### TASK BRIEF:
Check each line of the listing for the word "React" and give only the number of lines that have it.
___ MATERIAL PROVIDED
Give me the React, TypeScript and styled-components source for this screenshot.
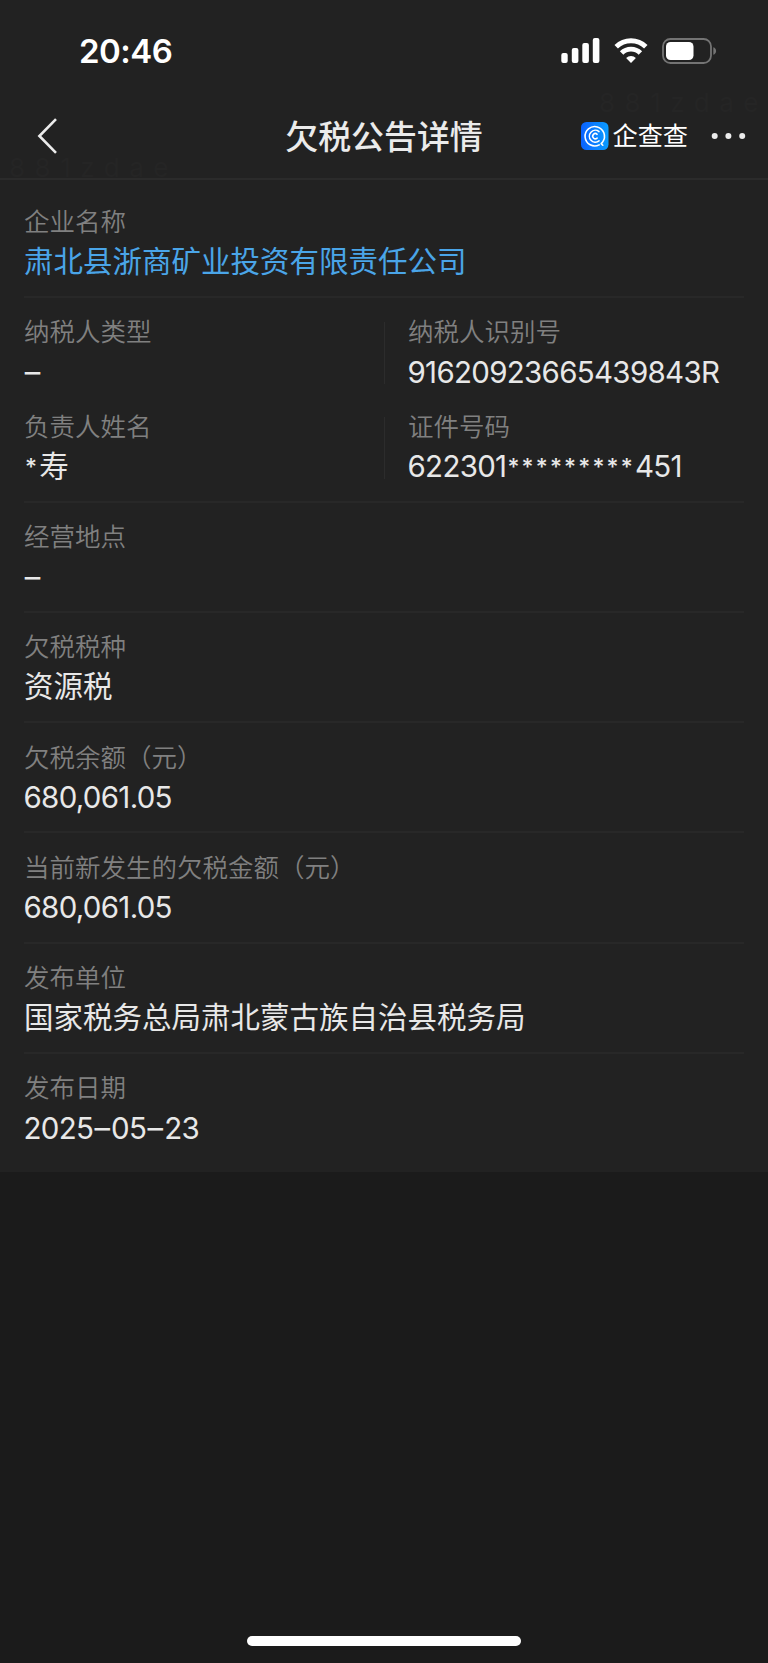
import React from "react";
import styled, { createGlobalStyle } from "styled-components";

const GlobalStyle = createGlobalStyle`
  * { box-sizing: border-box; }
  body { margin: 0; background: #1b1b1b; }
`;

const Screen = styled.div`
  position: relative;
  display: flex;
  flex-direction: column;
  width: 768px;
  height: 1663px;
  overflow: hidden;
  background: #1b1b1b;
  color: #e8e8e8;
  font-family: Inter, "Noto Sans CJK SC", sans-serif;
`;

const Header = styled.header`
  flex: none;
  height: 180px;
  background: #222222;
  border-bottom: 2px solid #2b2b2b;
`;

const StatusBar = styled.div`
  display: flex;
  align-items: center;
  justify-content: space-between;
  height: 102px;
  padding: 0 51px 0 79px;
`;

const Clock = styled.span`
  color: #fff;
  font-size: 33px;
  font-weight: 600;
  line-height: 40px;
  letter-spacing: -0.5px;
`;

const StatusIcons = styled.div`
  display: flex;
  align-items: center;
  gap: 14px;
  svg { display: block; }
`;

const NavBar = styled.nav`
  display: grid;
  grid-template-columns: 1fr auto 1fr;
  align-items: center;
  height: 68px;
  padding: 0 22px 0 35px;
`;

const Title = styled.h1`
  margin: 0 13px 0 0;
  padding-top: 2px;
  font-size: 32.9px;
  font-weight: 500;
  line-height: 48px;
  color: #ebebeb;
`;

const NavActions = styled.div`
  display: flex;
  align-items: center;
  justify-content: flex-end;
  margin-left: -13px;
`;

const BrandName = styled.span`
  margin: 0 22px 0 3.5px;
  color: #fff;
  font-size: 25.2px;
  font-weight: 400;
  line-height: 30px;
`;

const Panel = styled.main`
  flex: none;
  padding: 7.5px 24px;
  background: #222222;
`;

const Section = styled.section`
  padding: 16.5px 0 13.75px;
  border-bottom: 2px solid #282828;
  &:last-child { border-bottom-color: transparent; }
`;

const PairRow = styled.div`
  display: grid;
  grid-template-columns: 1fr 1fr;
  & + & { margin-top: 16.5px; }
`;

const Divided = styled.div`
  padding-left: 24px;
  background: linear-gradient(#2c2c2c, #2c2c2c) 0 8px / 1px 62px no-repeat;
`;

const Label = styled.div`
  height: 36px;
  color: #808080;
  font-size: 25.5px;
  font-weight: 350;
  line-height: 36px;
  white-space: nowrap;
`;

const Value = styled.div<{ $link?: boolean; $numeric: boolean }>`
  height: 42px;
  padding-top: ${(p) => (p.$numeric ? 0.6 : 0)}px;
  color: ${(p) => (p.$link ? "#4aa5e8" : "#e8e8e8")};
  font-size: 29.5px;
  font-weight: 400;
  line-height: 42px;
  letter-spacing: ${(p) => (p.$numeric ? -0.7 : 0)}px;
  text-indent: ${(p) => (p.$numeric ? -0.5 : 0)}px;
  white-space: nowrap;
`;

const Mask = styled.span`
  font-size: 23px;
  font-weight: 500;
  line-height: 1;
  letter-spacing: 2.2px;
  margin-left: 1px;
  vertical-align: 2px;
  &:first-child:not(:last-child) { margin-left: 0; }
`;

const Dash = styled.span`
  margin: 0 1.2px;
  font-size: 31px;
  font-weight: 400;
  line-height: 1;
  letter-spacing: 0;
`;

const Watermark = styled.span<{ $x: number; $y: number }>`
  position: absolute;
  left: ${(p) => p.$x}px;
  top: ${(p) => p.$y}px;
  color: #252525;
  font-size: 26px;
  line-height: 26px;
  letter-spacing: 9.5px;
  pointer-events: none;
`;

const HomeIndicator = styled.div`
  width: 274px;
  height: 10px;
  margin: auto auto 17px;
  border-radius: 5px;
  background: #fff;
`;

const Signal = () => (
  <svg width="39" height="26" viewBox="0 0 39 26" fill="#fff">
    <rect x="0.3" y="15" width="6.4" height="10" rx="2" />
    <rect x="10.8" y="10" width="6.6" height="15" rx="2" />
    <rect x="21.3" y="5" width="6.6" height="20" rx="2" />
    <rect x="31.8" y="0" width="6.6" height="25" rx="2" />
  </svg>
);

const Wifi = () => (
  <svg width="34" height="26" viewBox="0 0 34 26" fill="none" stroke="#fff" strokeWidth="4.9">
    <path d="M2.2 8.8a21.2 21.2 0 0 1 29.6 0" />
    <path d="M7.6 15a13.3 13.3 0 0 1 18.8 0" />
    <path d="M17 25l-4.9-5.1a7.2 7.2 0 0 1 9.8 0z" fill="#fff" stroke="none" />
  </svg>
);

const Battery = () => (
  <svg width="55" height="26" viewBox="0 0 55 26">
    <rect x="1" y="1" width="48" height="24" rx="7.5" fill="none" stroke="#747474" strokeWidth="1.8" />
    <rect x="4" y="4" width="27.5" height="18" rx="4.5" fill="#fff" />
    <path d="M51.3 9.2c1.8.6 2.8 2.1 2.8 3.8s-1 3.2-2.8 3.8z" fill="#747474" />
  </svg>
);

const BackChevron = () => (
  <svg width="24" height="38" viewBox="0 0 24 38" fill="none" stroke="#ececec" strokeWidth="2.6">
    <path d="M21 2.2L4.4 19 21 35.8" />
  </svg>
);

const BrandLogo = () => (
  <svg width="28" height="28" viewBox="0 0 28 28" fill="none" stroke="#fff" strokeLinecap="round">
    <defs>
      <linearGradient id="brand" x1="0" y1="0" x2="1" y2="0">
        <stop offset="0" stopColor="#0a62ff" />
        <stop offset="1" stopColor="#0b9cff" />
      </linearGradient>
    </defs>
    <rect width="27.5" height="28" rx="5.5" fill="url(#brand)" stroke="none" />
    <path d="M18.2 22.9A9.7 9.7 0 1 1 21.6 20L20.2 21.6L21.8 23.2" strokeWidth="1.6" strokeLinejoin="round" />
    <path d="M18 9.6A5.9 5.9 0 1 0 18 18.8" strokeWidth="1.6" />
    <path d="M16.1 12.3A2.6 2.6 0 1 0 16.1 16.1" strokeWidth="1.6" />
  </svg>
);

const MoreDots = () => (
  <svg width="36" height="8" viewBox="0 0 36 8" fill="#ececec">
    <circle cx="4.7" cy="4" r="3" />
    <circle cx="18.4" cy="4" r="3" />
    <circle cx="32.2" cy="4" r="3" />
  </svg>
);

interface FieldProps {
  label: string;
  value: string;
  link?: boolean;
}

/* Mask stars and dashes are set in their own size beside the digits. */
const renderValue = (value: string) =>
  value.split(/(\*+|–)/).filter(Boolean).map((part, i) => {
    if (part[0] === "*") return <Mask key={i}>{part}</Mask>;
    if (part === "–") return <Dash key={i}>{part}</Dash>;
    return part;
  });

const Field = ({ label, value, link }: FieldProps) => (
  <>
    <Label>{label}</Label>
    <Value $link={link} $numeric={/^[\d–]/.test(value)}>{renderValue(value)}</Value>
  </>
);

const details: FieldProps[] = [
  { label: "经营地点", value: "–" },
  { label: "欠税税种", value: "资源税" },
  { label: "欠税余额（元）", value: "680,061.05" },
  { label: "当前新发生的欠税金额（元）", value: "680,061.05" },
  { label: "发布单位", value: "国家税务总局肃北蒙古族自治县税务局" },
  { label: "发布日期", value: "2025–05–23" },
];

export default function App() {
  return (
    <Screen>
      <GlobalStyle />
      <Header>
        <StatusBar>
          <Clock>20:46</Clock>
          <StatusIcons>
            <Signal />
            <Wifi />
            <Battery />
          </StatusIcons>
        </StatusBar>
        <NavBar>
          <BackChevron />
          <Title>欠税公告详情</Title>
          <NavActions>
            <BrandLogo />
            <BrandName>企查查</BrandName>
            <MoreDots />
          </NavActions>
        </NavBar>
      </Header>
      <Panel>
        <Section>
          <Field label="企业名称" value="肃北县浙商矿业投资有限责任公司" link />
        </Section>
        <Section>
          <PairRow>
            <div><Field label="纳税人类型" value="–" /></div>
            <Divided><Field label="纳税人识别号" value="91620923665439843R" /></Divided>
          </PairRow>
          <PairRow>
            <div><Field label="负责人姓名" value="*寿" /></div>
            <Divided><Field label="证件号码" value="622301*********451" /></Divided>
          </PairRow>
        </Section>
        {details.map((item) => (
          <Section key={item.label}>
            <Field {...item} />
          </Section>
        ))}
      </Panel>
      <Watermark $x={9} $y={155}>881zdae</Watermark>
      <Watermark $x={599} $y={90}>881zdae</Watermark>
      <HomeIndicator />
    </Screen>
  );
}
______
### RESPONSE FOR THIS EXERCISE:
2